Do
you ever give collaboration any conscious thought? I hope so, because it is integral
to virtually everything you do, and certainly a key aspect of any leadership
role. After all, collaboration literally means “working together” and no
organisation can exist unless people work together. So you could define management as “the art or science of enabling people to collaborate more
effectively.”
Actually
this definition of management may be more powerful and profound than you
realise, for it makes people paramount: it makes them the centre and the
circumference of management and reinforces the fact that, as a leader, managing
people is the most important aspect of your job. It is powerful because it
exposes something you possibly never consciously recognise: that your people
are your brand! Your
people provide the collective intelligence that shapes
everything your organisation is, and is perceived, to be.

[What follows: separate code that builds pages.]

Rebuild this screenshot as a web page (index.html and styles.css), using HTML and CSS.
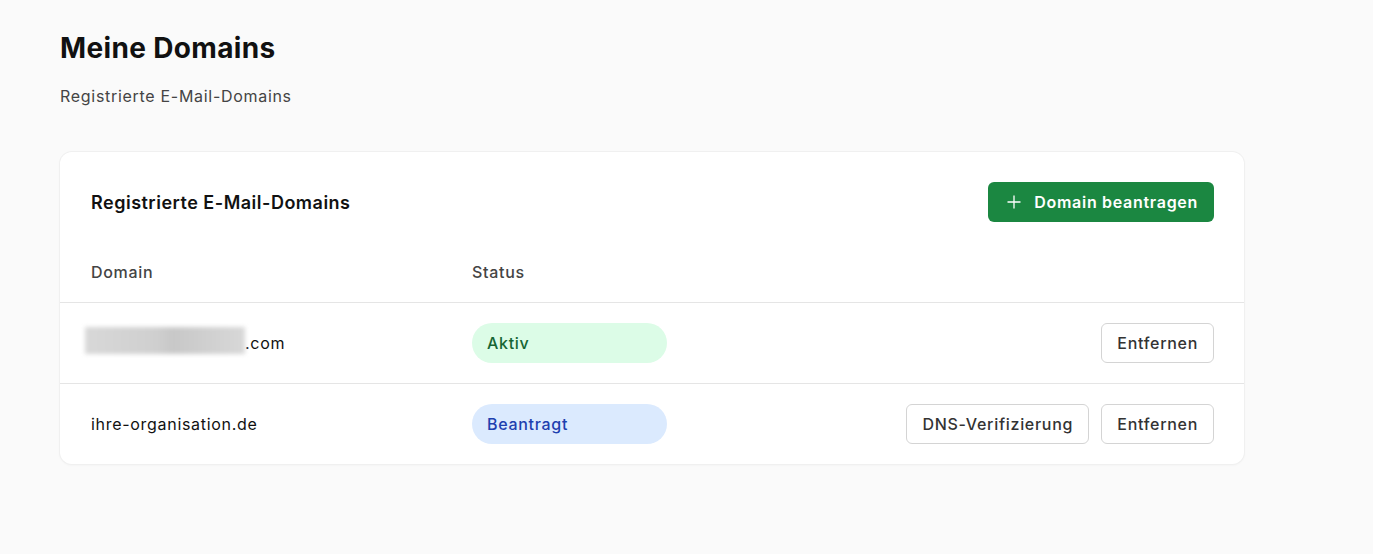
FILE: index.html
```html
<!doctype html>
<html lang="de">
<head>
    <meta charset="UTF-8">
    <meta name="viewport" content="width=device-width, initial-scale=1.0">
    <title>Meine Domains</title>
    <link rel="stylesheet" href="styles.css">
</head>
<body>
    <div class="page">
        <h1 class="page-title">Meine Domains</h1>
        <p class="page-sub">Registrierte E-Mail-Domains</p>

        <div class="card">
            <div class="card-head">
                <h2>Registrierte E-Mail-Domains</h2>
                <button class="btn-primary">
                    <svg width="16" height="16" viewBox="0 0 16 16" fill="none" stroke="currentColor" stroke-width="1.3"><path d="M8 1.5v13M1.5 8h13"/></svg>
                    Domain beantragen
                </button>
            </div>

            <table class="domains">
                <thead>
                    <tr>
                        <th class="col-domain">Domain</th>
                        <th class="col-status">Status</th>
                        <th></th>
                    </tr>
                </thead>
                <tbody>
                    <tr>
                        <td><span class="hidden-name" aria-hidden="true"></span>.com</td>
                        <td><span class="badge badge-green">Aktiv</span></td>
                        <td class="actions">
                            <button class="btn">Entfernen</button>
                        </td>
                    </tr>
                    <tr>
                        <td>ihre-organisation.de</td>
                        <td><span class="badge badge-blue">Beantragt</span></td>
                        <td class="actions">
                            <button class="btn">DNS-Verifizierung</button>
                            <button class="btn">Entfernen</button>
                        </td>
                    </tr>
                </tbody>
            </table>
        </div>
    </div>
</body>
</html>
```

FILE: styles.css
```css
*{
    box-sizing: border-box;
}

body{
    margin: 0;
    background-color: #fafafa;
    font-family: Inter, "Noto Sans", sans-serif;
    letter-spacing: 0.7px;
    color: #111;
}

button{
    font-family: inherit;
    letter-spacing: inherit;
    cursor: pointer;
}

.page{
    padding: 30px 60px;
}

.page-title{
    margin: 0;
    font-size: 28px;
    font-weight: 700;
    letter-spacing: 0.35px;
    line-height: 36px;
}

.page-sub{
    margin: 20px 0 0;
    font-size: 16px;
    line-height: 20px;
    color: #444;
}

.card{
    width: 1184px;
    margin-top: 46px;
    background-color: #fff;
    border-radius: 12px;
    box-shadow: 0 0 0 1px #f0f0f0, 0 1px 3px rgba(0, 0, 0, 0.05);
    padding-top: 30px;
}

.card-head{
    display: flex;
    align-items: center;
    justify-content: space-between;
    padding: 0 30px 0 31px;
}

.card-head h2{
    margin: 0;
    font-size: 18px;
    font-weight: 600;
    letter-spacing: 0.5px;
}

.btn-primary{
    display: flex;
    align-items: center;
    gap: 12px;
    height: 40px;
    padding: 0 16px 0 18px;
    border: none;
    border-radius: 6px;
    background-color: #1b8741;
    color: #fff;
    font-size: 16px;
    font-weight: 600;
}

.domains{
    width: 100%;
    margin-top: 20px;
    border-collapse: collapse;
}

.domains th{
    height: 60px;
    padding: 0 30px 0 31px;
    text-align: left;
    font-size: 16px;
    font-weight: 500;
    color: #444;
    vertical-align: middle;
}

.domains th.col-domain{
    width: 381px;
}

.domains th.col-status{
    width: 255px;
}

.domains td{
    height: 81px;
    padding: 0 30px 0 31px;
    border-top: 1px solid #e5e5e5;
    font-size: 16px;
    color: #111;
    vertical-align: middle;
}

/* masked part of the first domain; negative margins keep the line box */
.hidden-name{
    display: inline-block;
    width: 160px;
    height: 27px;
    margin: -7px 0 -1px -6px;
    vertical-align: -4px;
    background: linear-gradient(90deg, #d8d8d8, #cfcfcf 45%, #c8c8c8 55%, #d8d8d8);
    filter: blur(2px);
}

.badge{
    display: block;
    width: 195px;
    height: 40px;
    line-height: 40px;
    padding: 0 15px;
    border-radius: 20px;
    font-size: 16px;
    font-weight: 500;
}

.badge-green{
    background-color: #dcfce7;
    color: #166534;
}

.badge-blue{
    background-color: #dbeafe;
    color: #1e40af;
}

.actions{
    text-align: right;
}

.btn{
    height: 40px;
    padding: 0 15px;
    margin-left: 7px;
    border: 1px solid #d4d4d4;
    border-radius: 6px;
    background-color: #fff;
    color: #333;
    font-size: 16px;
    font-weight: 500;
}
```
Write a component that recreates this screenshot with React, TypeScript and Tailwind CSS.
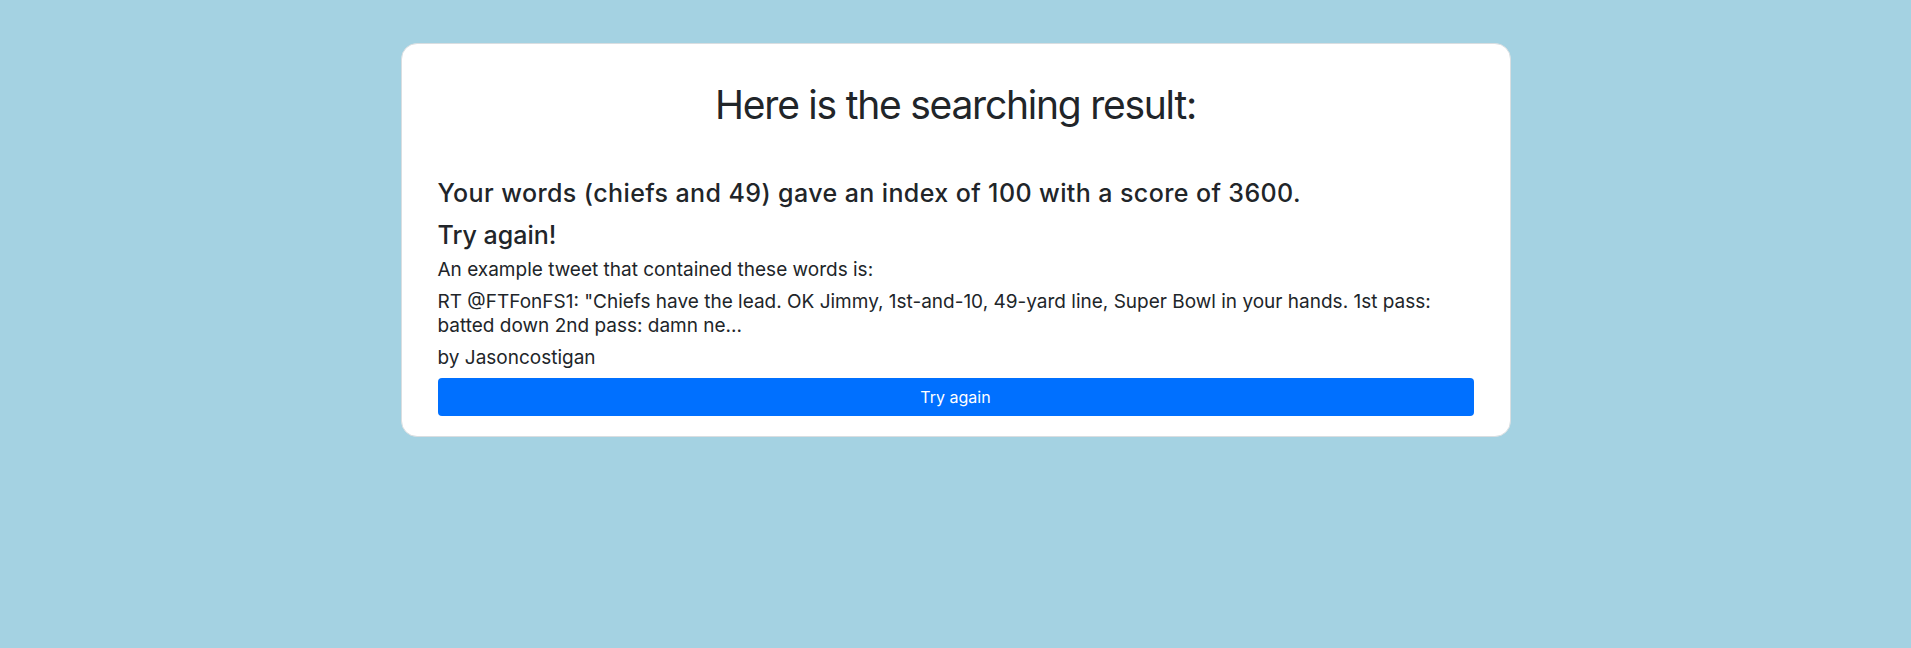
export default function App() {
  return (
    <div
      className="min-h-[648px] bg-[#a4d2e2] pt-[43px]"
      style={{ fontFamily: "Inter, 'Noto Sans', sans-serif" }}
    >
      <div className="mx-auto w-[1110px] rounded-[16px] border border-[#d9dee1] bg-white px-[36px] pt-[37px] pb-[20px] text-[#212529]">
        <h1 className="mb-[50px] text-center text-[39px] leading-[47px] font-normal tracking-[-1.24px]">
          Here is the searching result:
        </h1>
        <h3 className="mb-[12px] text-[25px] leading-[30px] font-medium tracking-[0.4px]">
          Your words (chiefs and 49) gave an index of 100 with a score of 3600.
        </h3>
        <h3 className="mb-[8px] text-[25px] leading-[30px] font-medium">Try again!</h3>
        <p className="mb-2 text-[19px] leading-[24px]">
          An example tweet that contained these words is:
        </p>
        <p className="mb-2 text-[19px] leading-[24px]">
          RT @FTFonFS1: "Chiefs have the lead. OK Jimmy, 1st-and-10, 49-yard line, Super Bowl in your hands. 1st pass:
          batted down 2nd pass: damn ne...
        </p>
        <p className="mb-2 text-[19px] leading-[24px]">by Jasoncostigan</p>
        <button className="block h-[38px] w-full rounded-[4px] bg-[#0070ff] text-[16px] text-white">
          Try again
        </button>
      </div>
    </div>
  );
}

Collective intelligence can be defined as the knowledge and
applied ability that emerges from collaboration, with research indicating that
new learning is created by people sharing their knowledge to solve problems.
This
means that collaboration is both the cause and consequence of collective
intelligence. It also means that the quality of each depends on the quality of
the other.
Unfortunately
there is no direct measure of collective intelligence, but it nevertheless remains
an aggregation of the applied
knowledge and ability of your people. And the degree of application determines the
power of your brand. Thus you could say that your results are your ultimate
performance. That, however, is not just glib, but it also lacks any
element of assessment against what is possible – against what might have or
should have been.
Imagine
for a moment you have taken delivery of a new top-of-the-range Ferrari. You
would not take it onto the roads and then drive everywhere in second gear. That
would not only be a complete waste but it is ultimately not good for the
gear-box or the car or even its fuel economy. Well, having disengaged employees
is like running that Ferrari in second gear. How well do you think your people are
collaborating if they are unfulfilled, or not realising their full potential,
or are disgruntled at the way they are being treated? That’s why – even if it
is an abstract, umbrella term – employee engagement is so important. If you don’t
optimise individual intelligence and capability, you will never realise or
release the collective intelligence (the horse-power) you have available. It is
just as much of a waste.
Now
ask yourself, “How much of this ‘human
economic waste’ is there in my organisation?” It is most likely your single
biggest hidden cost. So if you want a successful, optimal, lean organisation eliminating
this human economic waste must be your major focus. (After all, lean management
is all about eliminating unnecessary waste.) And where do you start?
It
has to be with collaboration. To develop good collaboration you must begin with
the individual and the only way you can optimise the individual is to activate
their primary intrinsic motivators that we covered previously, viz. Autonomy,
Mastery, Purpose. The self-optimisation will ignite both the will to collaborate
and the quality of the collaboration and fire the collective intelligence.
Then
you will have your “finely tuned” organisation delivering sustained results way
beyond what you currently have and which you may currently only dream of.